Assumption 3: The treatments have nearly equal variances.
Equality of variance is called homogeneity of variance. SPSS and other dedicated statistical software can quickly run the Levene, Brown-Forsythe, and Bartlett’s tests for homogeneity of variance. These tests examine the null hypothesis that the treatment variances are equal.
Microsoft Excel does not have a built-in function for the Levene’s test, which is widely used to test for homogeneity of variance. Nevertheless, conducting a Levene’s test in Excel is fairly simple. The first step is to calculate the mean for each treatments. This can be done using Excel’s AVERAGE function. The second step is to find the absolute residual of each variable from its treatment mean. The absolute residuals are found by dropping any negative signs. Here is the syntax for this calculation in Excel:
Equation 7: Excel Function for Finding the Absolute Residuals
=ABS(Treatment Variable – Treatment Mean)
The third step is to run a standard one-way ANOVA test of the absolute residuals.

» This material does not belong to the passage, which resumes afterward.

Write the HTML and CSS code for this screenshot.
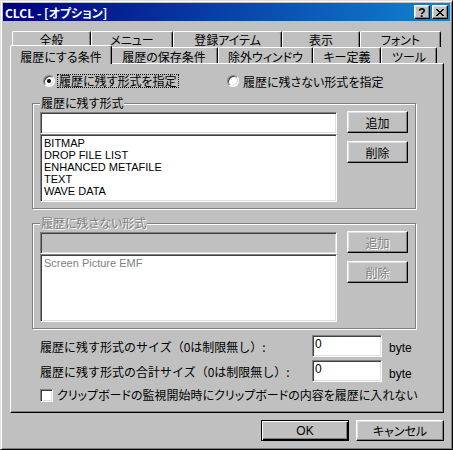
FILE: index.html
```html
<!DOCTYPE html>
<html lang="ja">
<head>
<meta charset="utf-8">
<title>CLCL - [オプション]</title>
<link rel="stylesheet" href="styles.css">
</head>
<body>
<div class="window">
  <div class="titlebar">
    <span class="title">CLCL - [オプション]</span>
    <div class="caption-btns">
      <span class="cbtn help">?</span>
      <span class="cbtn close"><svg width="8" height="7" viewBox="0 0 8 7"><path d="M0 0h2v1H0z M6 0h2v1H6z M1 1h2v1H1z M5 1h2v1H5z M2 2h4v1H2z M3 3h2v1H3z M2 4h4v1H2z M1 5h2v1H1z M5 5h2v1H5z M0 6h2v1H0z M6 6h2v1H6z" fill="#000"/></svg></span>
    </div>
  </div>
  <div class="content">
    <div class="tabs">
      <div class="tabrow back">
        <div class="tab w79">全般</div>
        <div class="tab w82">メニュー</div>
        <div class="tab w109">登録アイテム</div>
        <div class="tab w78">表示</div>
        <div class="tab w81">フォント</div>
      </div>
      <div class="tabrow front">
        <div class="tab w102 active">履歴にする条件</div>
        <div class="tab w108">履歴の保存条件</div>
        <div class="tab w95">除外ウィンドウ</div>
        <div class="tab w68">キー定義</div>
        <div class="tab w56">ツール</div>
      </div>
    </div>
    <div class="panel">
      <div class="radios">
        <div class="radio-item first"><span class="radio checked"></span><span class="radio-label focus">履歴に残す形式を指定</span></div>
        <div class="radio-item"><span class="radio"></span><span class="radio-label">履歴に残さない形式を指定</span></div>
      </div>
      <div class="group">
        <span class="legend">履歴に残す形式</span>
        <div class="group-body">
          <div class="list-col">
            <div class="edit"></div>
            <div class="listbox">
              <div class="item">BITMAP</div>
              <div class="item">DROP FILE LIST</div>
              <div class="item">ENHANCED METAFILE</div>
              <div class="item">TEXT</div>
              <div class="item">WAVE DATA</div>
            </div>
          </div>
          <div class="btn-col">
            <div class="btn">追加</div>
            <div class="btn">削除</div>
          </div>
        </div>
      </div>
      <div class="group disabled second">
        <span class="legend">履歴に残さない形式</span>
        <div class="group-body">
          <div class="list-col">
            <div class="edit"></div>
            <div class="listbox">
              <div class="item">Screen Picture EMF</div>
            </div>
          </div>
          <div class="btn-col">
            <div class="btn">追加</div>
            <div class="btn">削除</div>
          </div>
        </div>
      </div>
      <div class="size-row first">
        <span class="size-label">履歴に残す形式のサイズ（0は制限無し）:</span>
        <div class="num-edit">0</div>
        <span class="unit">byte</span>
      </div>
      <div class="size-row">
        <span class="size-label">履歴に残す形式の合計サイズ（0は制限無し）:</span>
        <div class="num-edit">0</div>
        <span class="unit low">byte</span>
      </div>
      <div class="check-row">
        <span class="checkbox"></span>
        <span class="check-label">クリップボードの監視開始時にクリップボードの内容を履歴に入れない</span>
      </div>
    </div>
    <div class="footer">
      <div class="btn foot default latin">OK</div>
      <div class="btn foot">キャンセル</div>
    </div>
  </div>
</div>
</body>
</html>
```

FILE: styles.css
```css
* { box-sizing: border-box; }
html, body { margin: 0; padding: 0; }
body {
  width: 453px;
  height: 450px;
  overflow: hidden;
  background: #c0c0c0;
  font-family: "Noto Sans CJK JP", "Noto Sans", sans-serif;
  font-size: 12px;
  line-height: 12px;
  color: #000;
  font-feature-settings: "palt";
}

.window {
  width: 453px;
  height: 450px;
  display: flex;
  flex-direction: column;
  background: #c0c0c0;
  border: 1px solid;
  border-color: #dfdfdf #000 #000 #dfdfdf;
  box-shadow: inset 1px 1px 0 #fff, inset -1px -1px 0 #808080;
  padding: 2px;
}

/* title bar */
.titlebar {
  height: 18px;
  flex: none;
  display: flex;
  align-items: center;
  padding: 0 2px;
  background: linear-gradient(to right, #000080, #1084d0);
}
.title {
  flex: 1;
  color: #fff;
  font-weight: bold;
  padding-top: 1px;
}
.caption-btns { display: flex; gap: 2px; }
.cbtn {
  width: 16px;
  height: 14px;
  display: flex;
  align-items: center;
  justify-content: center;
  background: #c0c0c0;
  border: 1px solid;
  border-color: #fff #000 #000 #fff;
  box-shadow: inset -1px -1px 0 #808080, inset 1px 1px 0 #dfdfdf;
}
.cbtn.help {
  font-family: "Liberation Sans", Arial, sans-serif;
  font-weight: bold;
  font-size: 12px;
  line-height: 12px;
  padding-top: 1px;
}
.cbtn svg { display: block; }

/* content */
.content {
  flex: 1;
  display: flex;
  flex-direction: column;
  padding: 10px 6px 0 7px;
}

/* tabs */
.tabs { display: flex; flex-direction: column; flex: none; }
.tabrow {
  display: flex;
  align-items: flex-start;
  height: 16px;
  padding: 0 2px;
  position: relative;
}
.tab {
  flex: none;
  height: 16px;
  padding-top: 3px;
  text-align: center;
  white-space: nowrap;
  background: #c0c0c0;
  border-top: 1px solid #fff;
  border-left: 1px solid #fff;
  border-right: 1px solid #000;
  border-radius: 2px 2px 0 0;
  box-shadow: inset -1px 0 0 #808080;
}
.back .tab { padding-top: 2px; }
.tab.active {
  position: relative;
  z-index: 2;
  height: 19px;
  margin: -2px -2px 0 -2px;
  padding-top: 5px;
}
.w56 { width: 56px; }
.w68 { width: 68px; }
.w78 { width: 78px; }
.w79 { width: 79px; }
.w81 { width: 81px; }
.w82 { width: 82px; }
.w95 { width: 95px; }
.w102 { width: 102px; }
.w108 { width: 108px; }
.w109 { width: 109px; }

/* panel */
.panel {
  flex: 1;
  display: flex;
  flex-direction: column;
  border: 1px solid;
  border-color: #fff #000 #000 #fff;
  box-shadow: inset -1px -1px 0 #808080;
  padding: 10px 0 0 21px;
}

/* radios */
.radios { display: flex; height: 14px; margin-left: 11px; }
.radio-item { display: flex; align-items: center; gap: 2px; }
.radio-item.first { width: 184px; }
.radio {
  position: relative;
  width: 12px;
  height: 12px;
  border-radius: 50%;
  background: #fff;
  border: 1px solid;
  border-color: #808080 #fff #fff #808080;
  box-shadow: inset 1px 1px 0 #404040, inset -1px -1px 0 #dfdfdf;
}
.radio.checked::after {
  content: "";
  position: absolute;
  left: 3px;
  top: 3px;
  width: 4px;
  height: 4px;
  border-radius: 50%;
  background: #000;
}
.radio-label {
  height: 14px;
  padding: 1px 1px 0;
  border: 1px solid transparent;
  white-space: nowrap;
}
.radio-label.focus { border: 1px dotted #000; padding-top: 0; }

/* group boxes */
.group {
  width: 384px;
  margin-top: 15px;
  display: flex;
  flex-direction: column;
  border: 1px solid #808080;
  box-shadow: inset 1px 1px 0 #fff, 1px 1px 0 #fff;
  padding: 0 7px 6px 7px;
}
.group.second { margin-top: 14px; }
.legend {
  align-self: flex-start;
  height: 12px;
  margin-top: -7px;
  padding: 0 1px;
  background: #c0c0c0;
  white-space: nowrap;
}
.group-body {
  display: flex;
  gap: 10px;
  margin-top: 3px;
}
.list-col { width: 297px; display: flex; flex-direction: column; }
.edit, .listbox, .num-edit {
  background: #fff;
  border: 1px solid;
  border-color: #808080 #fff #fff #808080;
  box-shadow: inset 1px 1px 0 #404040, inset -1px -1px 0 #dfdfdf;
}
.edit { height: 22px; }
.listbox { height: 68px; padding: 2px 3px; }
.item {
  height: 12px;
  white-space: nowrap;
  font-family: "Liberation Sans", Arial, sans-serif;
  font-size: 11px;
  line-height: 12px;
}
.btn-col {
  width: 61px;
  display: flex;
  flex-direction: column;
  gap: 8px;
  margin-top: -1px;
}
.btn {
  height: 22px;
  display: flex;
  align-items: center;
  justify-content: center;
  background: #c0c0c0;
  border: 1px solid;
  border-color: #fff #000 #000 #fff;
  box-shadow: inset -1px -1px 0 #808080, inset 1px 1px 0 #dfdfdf;
  padding-top: 1px;
}

/* disabled group */
.disabled .legend,
.disabled .btn {
  color: #808080;
  text-shadow: 1px 1px 0 #fff;
}
.disabled .edit { background: #c0c0c0; }
.disabled .item { color: #808080; }

/* size rows */
.size-row {
  display: flex;
  align-items: center;
  height: 22px;
  margin-top: 3px;
  padding-left: 8px;
}
.size-row.first { margin-top: 6px; }
.size-label {
  width: 272px;
  white-space: nowrap;
  padding-top: 2px;
  font-feature-settings: normal;
}
.num-edit {
  width: 70px;
  height: 22px;
  padding: 2px 0 0 2px;
  font-family: "Liberation Sans", Arial, sans-serif;
}
.unit {
  margin-left: 7px;
  padding-top: 3px;
  font-family: "Liberation Sans", Arial, sans-serif;
}
.unit.low { padding-top: 6px; }

/* checkbox */
.check-row {
  display: flex;
  align-items: center;
  gap: 4px;
  height: 14px;
  margin-top: 6px;
  padding-left: 8px;
}
.checkbox {
  width: 13px;
  height: 13px;
  background: #fff;
  border: 1px solid;
  border-color: #808080 #fff #fff #808080;
  box-shadow: inset 1px 1px 0 #404040, inset -1px -1px 0 #dfdfdf;
}
.check-label { white-space: nowrap; }

/* footer */
.footer {
  flex: none;
  display: flex;
  justify-content: flex-end;
  gap: 7px;
  margin: 7px 0 6px;
}
.btn.foot { width: 88px; height: 21px; }
.btn.latin { font-family: "Liberation Sans", Arial, sans-serif; }
.btn.default {
  border: 1px solid #000;
  box-shadow: inset 1px 1px 0 #fff, inset -1px -1px 0 #000, inset -2px -2px 0 #808080;
}
```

When the results of this ANOVA test lack statistical significance, we will fail to reject the null hypothesis, which would mean we lack sufficient evidence that the variances are unequal.
The rule of thumb for One-Way ANOVA tests with treatments that have equal sample size is that the ratio between the smallest and largest treatment standard deviations should be less than 2:1, or 4:1 when using variance, although some commentators say a variance ratio as high as 5:1 is acceptable. This is another way that One-Way ANOVA tests are robust. When the treatments do not have equal sample sizes, however, the largest treatment sample variance should be no more than 1.5 times the size of the smallest sample variance.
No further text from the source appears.